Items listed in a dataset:
┄┄┄┄┄┄

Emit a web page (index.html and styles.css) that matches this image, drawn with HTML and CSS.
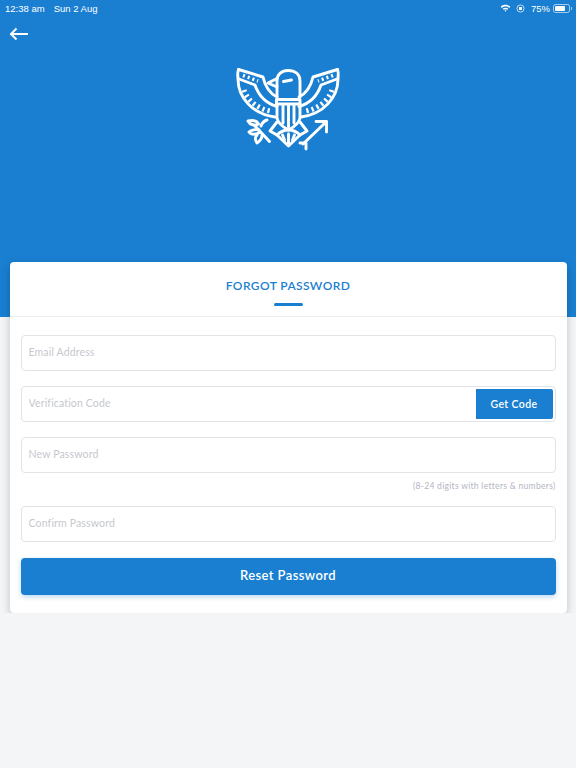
FILE: index.html
```html
<!DOCTYPE html>
<html lang="en">
<head>
  <meta charset="UTF-8">
  <meta name="viewport" content="width=device-width, initial-scale=1.0">
  <title>Forgot Password</title>
  <link rel="stylesheet" href="styles.css">
</head>
<body>
  <div class="hero">
    <div class="status-bar">
      <div class="status-left">
        <span>12:38 am</span>
        <span>Sun 2 Aug</span>
      </div>
      <div class="status-right">
        <svg class="status-wifi" viewBox="0 0 12 9" width="11" height="8">
          <path d="M0.6 3.1 C3.6 0.2 8.4 0.2 11.4 3.1 L10.2 4.4 C7.8 2.2 4.2 2.2 1.8 4.4 Z" fill="#fff"/>
          <path d="M2.8 5.3 C4.6 3.7 7.4 3.7 9.2 5.3 L8 6.5 C6.9 5.6 5.1 5.6 4 6.5 Z" fill="#fff"/>
          <path d="M4.9 7.3 C5.5 6.8 6.5 6.8 7.1 7.3 L6 8.7 Z" fill="#fff"/>
        </svg>
        <svg class="status-lock" viewBox="0 0 10 10" width="9" height="9">
          <circle cx="5" cy="5" r="4" fill="none" stroke="#fff" stroke-width="1" opacity="0.8"/>
          <rect x="3.3" y="3.4" width="3.4" height="3.2" rx="0.6" fill="#fff"/>
        </svg>
        <span>75%</span>
        <div class="battery">
          <div class="battery-level"></div>
        </div>
        <div class="battery-tip"></div>
      </div>
    </div>

    <svg class="back-arrow" viewBox="0 0 20 14" width="20" height="14">
      <path d="M19 7 H2 M7.500 1.500 L2 7 L7.500 12.500" fill="none" stroke="#fff" stroke-width="2"/>
    </svg>

    <svg class="logo" viewBox="0 0 136 105" width="136" height="105">
      <g fill="none" stroke="#fff" stroke-width="2.9" stroke-linecap="round" stroke-linejoin="round">
        <!-- left wing, mirrored for the right one -->
        <g id="wing">
          <path d="M18.500 15.500 L43 23 C45 32 49 39 57 43"/>
          <path d="M18.500 15.500 C17 19 18 22 18 25 C18 43 32 60 55 63"/>
          <path d="M19 25 L35 31 C38 40 45 49 57 52.500"/>
          <path class="feathers-top" d="M23 21.500 L38 27"/>
          <path class="feathers" d="M24 36 C28 47 38 55 52 57.500"/>
        </g>
        <use href="#wing" transform="matrix(-1 0 0 1 136 0)"/>

        <!-- head -->
        <path d="M57 43 V27 C57 20 62 16.500 68 16.500 C75 16.500 80 20 80 27 V43"/>
        <path d="M57 24.500 L48 29 L57 33"/>
        <path d="M63.500 27.500 L71.500 26"/>

        <!-- shield -->
        <path d="M56.500 45.500 H80 V50 H56.500 Z"/>
        <path d="M57 50 V64 C58 69 63 73 68.500 76 C74 73 79 69 80 64 V50"/>
        <path d="M63 51 V69 M68.500 51 V73 M74 51 V69"/>

        <!-- tail -->
        <path d="M57 68 L50 77 L57 81 L68.500 92 L80 81 L87 77 L80 68"/>
        <path d="M57 81 C60 78 64 76 68.500 76 C73 76 77 78 80 81"/>
        <path d="M62.500 81 L64.500 86 M68.500 80 V89 M74.500 81 L72.500 86"/>

        <!-- laurel branch -->
        <path d="M49.500 87.500 L35 72"/>
        <path d="M28 67 C33 66 37 67 38.500 70 C35 72 30 71 28 67 Z"/>
        <path d="M39 76 C36 75 31 76 29 78 C31 81 37 81 40 78"/>
        <path d="M37 81 C35 83 35 86 37 89 C40 87 42 84 42 81"/>
        <path d="M41 72 C42 69 44 67 47 66"/>

        <!-- arrow -->
        <path d="M83 90 L106 68"/>
        <path d="M96 67.500 H106.500 V78"/>
        <path d="M80 89 H86 V95"/>
      </g>
    </svg>
  </div>

  <div class="card">
    <div class="card-header">
      <h1 class="card-title">FORGOT PASSWORD</h1>
      <div class="card-underline"></div>
    </div>
    <form class="card-form">
      <div class="field">
        <input type="text" placeholder="Email Address">
      </div>
      <div class="field code-field">
        <input type="text" placeholder="Verification Code">
        <button type="button" class="code-btn">Get Code</button>
      </div>
      <div class="field">
        <input type="password" placeholder="New Password">
      </div>
      <p class="hint">(8-24 digits with letters &amp; numbers)</p>
      <div class="field">
        <input type="password" placeholder="Confirm Password">
      </div>
      <button type="submit" class="submit-btn">Reset Password</button>
    </form>
  </div>
</body>
</html>
```

FILE: styles.css
```css
* {
  box-sizing: border-box;
}

body {
  font-family: "Lato", sans-serif;
  margin: 0;
  padding: 0;
  background-color: #f4f5f7;
}

.hero {
  height: 317px;
  background-color: #1a7fd1;
  display: flex;
  flex-direction: column;
}

.status-bar {
  display: flex;
  justify-content: space-between;
  align-items: center;
  height: 14px;
  margin-top: 1px;
  padding: 0 4px 0 5px;
  font-family: "Liberation Sans", sans-serif;
  font-size: 9.5px;
  color: #fff;
}

.status-left {
  display: flex;
  gap: 9px;
}

.status-right {
  display: flex;
  align-items: center;
}

.status-wifi {
  margin-right: 5px;
}

.status-lock {
  margin-right: 6px;
}

.battery {
  width: 17px;
  height: 9px;
  margin-left: 3px;
  padding: 1px;
  border: 1px solid rgba(255, 255, 255, 0.6);
  border-radius: 2.5px;
}

.battery-level {
  width: 75%;
  height: 100%;
  background-color: #fff;
  border-radius: 1px;
}

.battery-tip {
  width: 1px;
  height: 3px;
  margin-left: 1px;
  background-color: rgba(255, 255, 255, 0.6);
}

.back-arrow {
  margin: 12px 0 0 9px;
}

.logo {
  align-self: center;
  margin-top: 13px;
}

.card {
  width: 557px;
  margin: -55px auto 0;
  position: relative;
  background-color: #fff;
  border-radius: 4px;
  box-shadow: 0 3px 9px rgba(0, 0, 0, 0.22);
}

.card-header {
  height: 55px;
  padding-top: 17px;
  border-bottom: 1px solid #eeeef0;
  text-align: center;
}

.card-title {
  margin: 0;
  font-size: 12px;
  font-weight: 600;
  line-height: 14px;
  letter-spacing: 0.4px;
  color: #1a7fd1;
}

.card-underline {
  width: 29px;
  height: 3px;
  margin: 10px auto 0;
  background-color: #1a7fd1;
  border-radius: 2px;
}

.card-form {
  padding: 18px 11px;
}

.field {
  display: flex;
  height: 36px;
  margin-bottom: 15px;
  padding: 2px;
  border: 1px solid #e2e3e6;
  border-radius: 4px;
}

.field input {
  flex: 1;
  min-width: 0;
  padding: 0 5px 2px;
  border: none;
  outline: none;
  background: none;
  font-family: "Lato", sans-serif;
  font-size: 10.5px;
  letter-spacing: 0.15px;
}

.field input::placeholder {
  color: #c6c8ce;
}

.code-btn {
  width: 77px;
  padding-bottom: 2px;
  border: none;
  border-radius: 0 2px 2px 0;
  background-color: #1a7fd1;
  color: #fff;
  font-family: "Lato", sans-serif;
  font-size: 10.5px;
  font-weight: 600;
  letter-spacing: 0.4px;
}

.hint {
  margin: -8px 0 13px;
  font-size: 8.5px;
  line-height: 13px;
  letter-spacing: 0.3px;
  text-align: right;
  color: #b3b5c4;
}

.submit-btn {
  display: block;
  width: 100%;
  height: 37px;
  margin-top: 16px;
  padding-bottom: 5px;
  border: none;
  border-radius: 4px;
  background-color: #1a7fd1;
  box-shadow: 0 2px 5px rgba(26, 127, 209, 0.3);
  color: #fff;
  font-family: "Lato", sans-serif;
  font-size: 13px;
  font-weight: 600;
  letter-spacing: 0.4px;
}

.feathers {
  stroke-width: 5;
  stroke-linecap: butt;
  stroke-dasharray: 2.2 3.2;
}

.feathers-top {
  stroke-width: 3.5;
  stroke-linecap: butt;
  stroke-dasharray: 2 3;
}
```
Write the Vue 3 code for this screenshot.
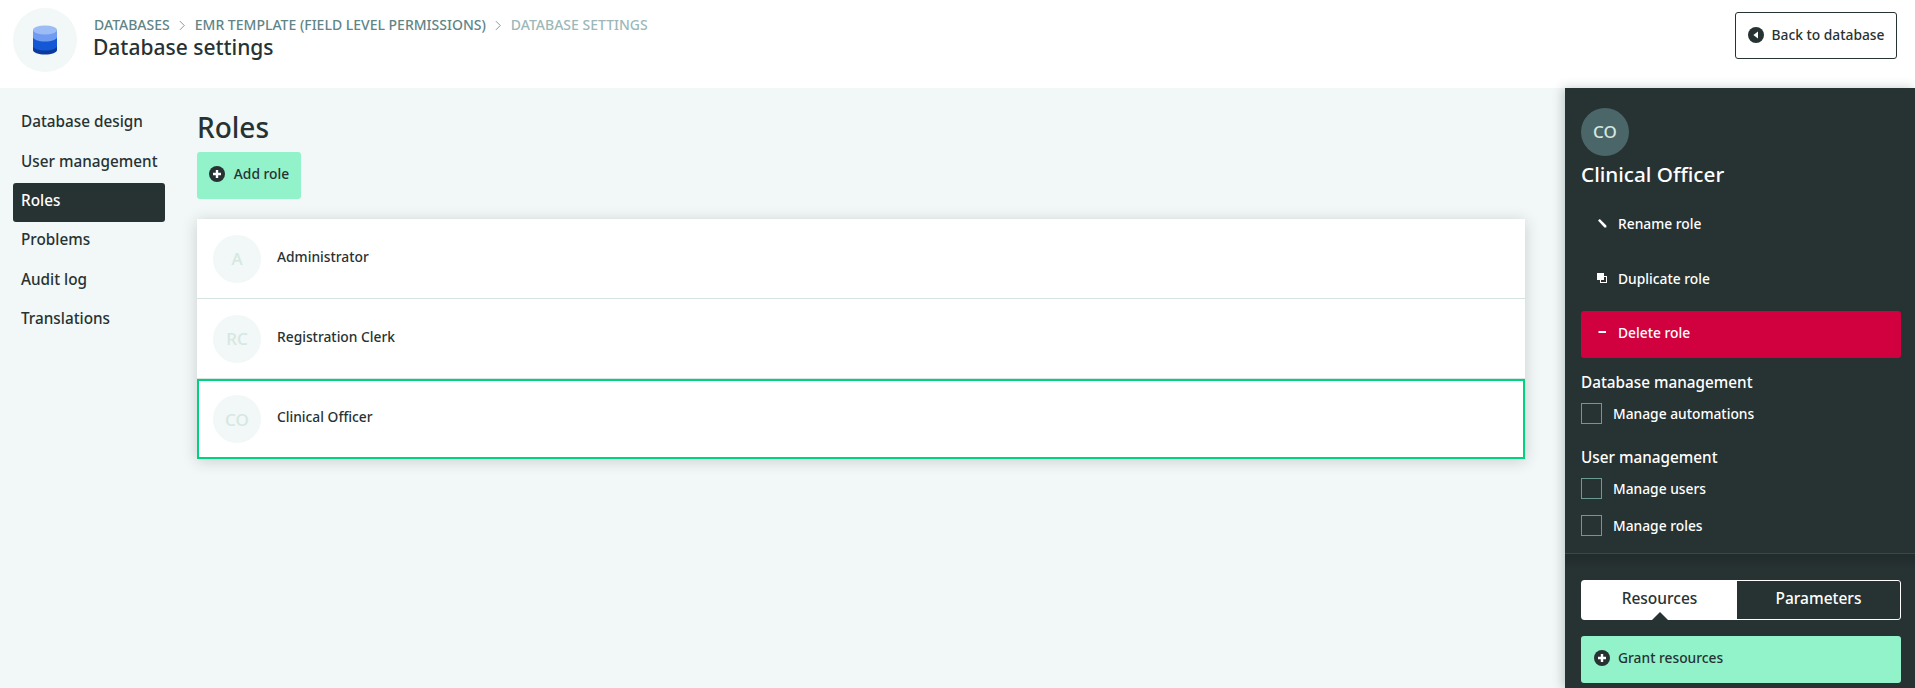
<template>
  <div class="page">
    <header class="topbar">
      <div class="logo">
        <svg viewBox="0 0 24 30" width="24" height="30">
          <path d="M0 20v5c0 2.6 5.4 4.6 12 4.6s12-2 12-4.6v-5z" fill="#0b3a9c" />
          <path d="M0 12v9c0 2.6 5.4 4.6 12 4.6s12-2 12-4.6v-9z" fill="#1558d6" />
          <path d="M0 5v7c0 2.6 5.4 4.6 12 4.6s12-2 12-4.6V5z" fill="#6f9bf0" />
          <ellipse cx="12" cy="5" rx="12" ry="4.6" fill="#9cbcf6" />
        </svg>
      </div>
      <div class="heading">
        <nav class="crumbs">
          <span>Databases</span>
          <svg class="chev" viewBox="0 0 8 12" width="7" height="11"><path d="M1 1l5 5-5 5" fill="none" stroke="#6b8e8e" stroke-width="1" /></svg>
          <span>EMR template (Field level permissions)</span>
          <svg class="chev" viewBox="0 0 8 12" width="7" height="11"><path d="M1 1l5 5-5 5" fill="none" stroke="#6b8e8e" stroke-width="1" /></svg>
          <span class="current">Database settings</span>
        </nav>
        <h1 class="page-title">Database settings</h1>
      </div>
      <button class="back-btn">
        <svg viewBox="0 0 16 16" width="16" height="16">
          <circle cx="8" cy="8" r="8" fill="#273233" />
          <path d="M10 4.6v6.8L5.4 8z" fill="#fff" />
        </svg>
        Back to database
      </button>
    </header>

    <div class="body">
      <aside class="side">
        <a v-for="item in navItems" :key="item" class="nav-item" :class="{ active: item === 'Roles' }">{{ item }}</a>
      </aside>

      <main class="main">
        <h2 class="roles-title">Roles</h2>
        <button class="add-btn">
          <svg viewBox="0 0 16 16" width="16" height="16">
            <circle cx="8" cy="8" r="8" fill="#273233" />
            <path d="M8 4v8M4 8h8" stroke="#fff" stroke-width="2.4" />
          </svg>
          Add role
        </button>
        <div class="role-list">
          <div v-for="role in roles" :key="role.name" class="role-row" :class="{ selected: role.selected }">
            <span class="avatar">{{ role.short }}</span>
            <span class="role-name">{{ role.name }}</span>
          </div>
        </div>
      </main>

      <aside class="panel">
        <div class="panel-top">
          <span class="panel-avatar">CO</span>
          <h3 class="panel-title">Clinical Officer</h3>
          <div class="actions">
            <a class="action">
              <svg viewBox="0 0 10 10" width="10" height="10"><path d="M1 2.6L2.8 1 9.4 7.4V9.4H7.4z" fill="#fff" /></svg>
              Rename role
            </a>
            <a class="action">
              <svg viewBox="0 0 10 10" width="10" height="10">
                <rect x="3.5" y="3.5" width="6" height="6" fill="none" stroke="#fff" />
                <rect x="0" y="0" width="7" height="7" fill="#fff" />
              </svg>
              Duplicate role
            </a>
            <a class="action danger">
              <svg viewBox="0 0 10 10" width="10" height="10"><rect x="1.5" y="4" width="7.5" height="2" fill="#fff" /></svg>
              Delete role
            </a>
          </div>
          <div v-for="group in permissions" :key="group.title" class="perm-group">
            <h4 class="perm-title">{{ group.title }}</h4>
            <label v-for="perm in group.items" :key="perm" class="perm">
              <span class="check"></span>
              {{ perm }}
            </label>
          </div>
        </div>
        <div class="panel-bottom">
          <div class="tabs">
            <div class="tab on">Resources</div>
            <div class="tab">Parameters</div>
          </div>
          <button class="grant-btn">
            <svg viewBox="0 0 16 16" width="16" height="16">
              <circle cx="8" cy="8" r="8" fill="#273233" />
              <path d="M8 4v8M4 8h8" stroke="#fff" stroke-width="2.4" />
            </svg>
            Grant resources
          </button>
        </div>
      </aside>
    </div>
  </div>
</template>

<script setup>
const navItems = ['Database design', 'User management', 'Roles', 'Problems', 'Audit log', 'Translations']

const roles = [
  { short: 'A', name: 'Administrator' },
  { short: 'RC', name: 'Registration Clerk' },
  { short: 'CO', name: 'Clinical Officer', selected: true }
]

const permissions = [
  { title: 'Database management', items: ['Manage automations'] },
  { title: 'User management', items: ['Manage users', 'Manage roles'] }
]
</script>

<style>
html, body {
  margin: 0;
  overflow: hidden;
}
</style>

<style scoped>
.page {
  width: 1915px;
  height: 688px;
  display: flex;
  flex-direction: column;
  overflow: hidden;
  font-family: "Noto Sans", "Open Sans", sans-serif;
  color: #273233;
  background: #f2f7f7;
}

/* top bar */
.topbar {
  height: 88px;
  flex: none;
  display: flex;
  align-items: flex-start;
  padding: 8px 18px 0 13px;
  background: #fff;
  box-sizing: border-box;
}

.logo {
  width: 64px;
  height: 64px;
  border-radius: 50%;
  background: #f2f7f7;
  display: flex;
  align-items: center;
  justify-content: center;
  flex: none;
}

.heading {
  margin: 8px 0 0 17px;
  flex: 1;
}

.crumbs {
  display: flex;
  align-items: center;
  gap: 9px;
  font-size: 14px;
  font-weight: 500;
  line-height: 18px;
  text-transform: uppercase;
  color: #5f8587;
}

.crumbs .current {
  color: #9cb8b8;
}

.page-title {
  margin: 0 0 0 -1px;
  font-size: 21px;
  font-weight: 500;
  line-height: 26px;
}

.back-btn {
  width: 162px;
  height: 47px;
  margin-top: 4px;
  display: flex;
  align-items: center;
  justify-content: center;
  gap: 8px;
  padding: 0 0 2px;
  background: #fff;
  border: 1px solid #273233;
  border-radius: 3px;
  font: 500 13.8px "Noto Sans", sans-serif;
  color: #273233;
}

/* layout */
.body {
  flex: 1;
  display: flex;
  min-height: 0;
}

.side {
  width: 152px;
  margin-left: 13px;
  padding-top: 16px;
  flex: none;
  display: flex;
  flex-direction: column;
}

.nav-item {
  height: 39.4px;
  box-sizing: border-box;
  display: flex;
  align-items: center;
  padding: 0 0 5px 8px;
  border-radius: 3px;
  font-size: 15.3px;
  font-weight: 500;
}

.nav-item.active {
  background: #273233;
  color: #fff;
}

.main {
  width: 1328px;
  margin-left: 32px;
  flex: none;
}

.roles-title {
  margin: 21px 0 0;
  font-size: 28px;
  font-weight: 500;
  line-height: 36px;
}

.add-btn {
  width: 104px;
  height: 47px;
  margin-top: 7px;
  display: flex;
  align-items: center;
  justify-content: center;
  gap: 9px;
  padding: 0 0 4px;
  background: #92f2ca;
  border: none;
  border-radius: 3px;
  font: 500 13.8px "Noto Sans", sans-serif;
  color: #273233;
}

.role-list {
  margin-top: 20px;
  background: #fff;
  box-shadow: 0 2px 14px rgba(39, 50, 51, 0.2);
}

.role-row {
  height: 80px;
  box-sizing: border-box;
  display: flex;
  align-items: center;
  padding-left: 16px;
  border-bottom: 1px solid #d5e3e3;
}

.role-row.selected {
  border: 2px solid #00d27f;
  padding-left: 14px;
}

.avatar {
  width: 48px;
  height: 48px;
  border-radius: 50%;
  background: #f2f7f7;
  display: flex;
  align-items: center;
  justify-content: center;
  font-size: 17px;
  font-weight: 500;
  color: #d5e8e0;
}

.role-name {
  margin-left: 16px;
  margin-top: -5px;
  font-size: 13.8px;
  font-weight: 500;
}

/* right panel */
.panel {
  width: 350px;
  margin-left: 40px;
  flex: none;
  display: flex;
  flex-direction: column;
  background: #273233;
  color: #fff;
  box-shadow: -2px 0 10px rgba(39, 50, 51, 0.25);
}

.panel-top {
  padding: 20px 14px 0 16px;
  height: 466px;
  box-sizing: border-box;
  border-bottom: 1px solid #3a4849;
}

.panel-avatar {
  width: 48px;
  height: 48px;
  padding-bottom: 2px;
  box-sizing: border-box;
  border-radius: 50%;
  background: #4a6668;
  display: flex;
  align-items: center;
  justify-content: center;
  font-size: 17px;
  font-weight: 500;
  color: #d5e8e0;
}

.panel-title {
  margin: 4px 0 0;
  font-size: 20.7px;
  font-weight: 500;
  line-height: 28px;
}

.actions {
  margin-top: 16px;
  display: flex;
  flex-direction: column;
  gap: 8px;
}

.action {
  height: 47px;
  box-sizing: border-box;
  display: flex;
  align-items: center;
  gap: 11px;
  padding: 0 0 9px 16px;
  border-radius: 3px;
  font-size: 13.8px;
  font-weight: 500;
}

.action.danger {
  padding-bottom: 5px;
  background: #d1003f;
  margin-top: -3px;
}

.perm-group {
  margin-top: 14px;
}

.perm-group + .perm-group {
  margin-top: 23px;
}

.perm-title {
  margin: 0;
  font-size: 15.3px;
  font-weight: 500;
  line-height: 20px;
}

.perm {
  height: 21px;
  display: flex;
  align-items: center;
  gap: 11px;
  margin: 11px 0 16px;
  font-size: 13.8px;
  font-weight: 500;
}

.check {
  width: 19px;
  height: 19px;
  border: 1px solid #6b9a94;
}

.panel-bottom {
  flex: 1;
  padding: 26px 14px 0 16px;
  background: linear-gradient(#212b2c, #273233 16px);
}

.tabs {
  height: 40px;
  display: flex;
  border: 1px solid #fff;
  border-radius: 3px;
  box-sizing: border-box;
}

.tab {
  flex: 1;
  display: flex;
  align-items: center;
  justify-content: center;
  padding-bottom: 5px;
  font-size: 15.5px;
  font-weight: 500;
  position: relative;
}

.tab.on {
  flex: none;
  width: 155px;
  background: #fff;
  color: #273233;
}

.tab.on::after {
  content: "";
  position: absolute;
  bottom: -1px;
  left: 50%;
  margin-left: -8px;
  border: 8px solid transparent;
  border-top: 0;
  border-bottom-color: #273233;
}

.grant-btn {
  width: 320px;
  height: 47px;
  margin-top: 16px;
  display: flex;
  align-items: center;
  gap: 8px;
  padding: 0 0 4px 13px;
  background: #92f2ca;
  border: none;
  border-radius: 3px;
  font: 500 13.8px "Noto Sans", sans-serif;
  color: #273233;
}
</style>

┄┄┄┄┄┄

EXERCISE INSTRUCTIONS | Lines containing "index" are to be counted. State the total and add nothing.

SOLUTION BELOW | 2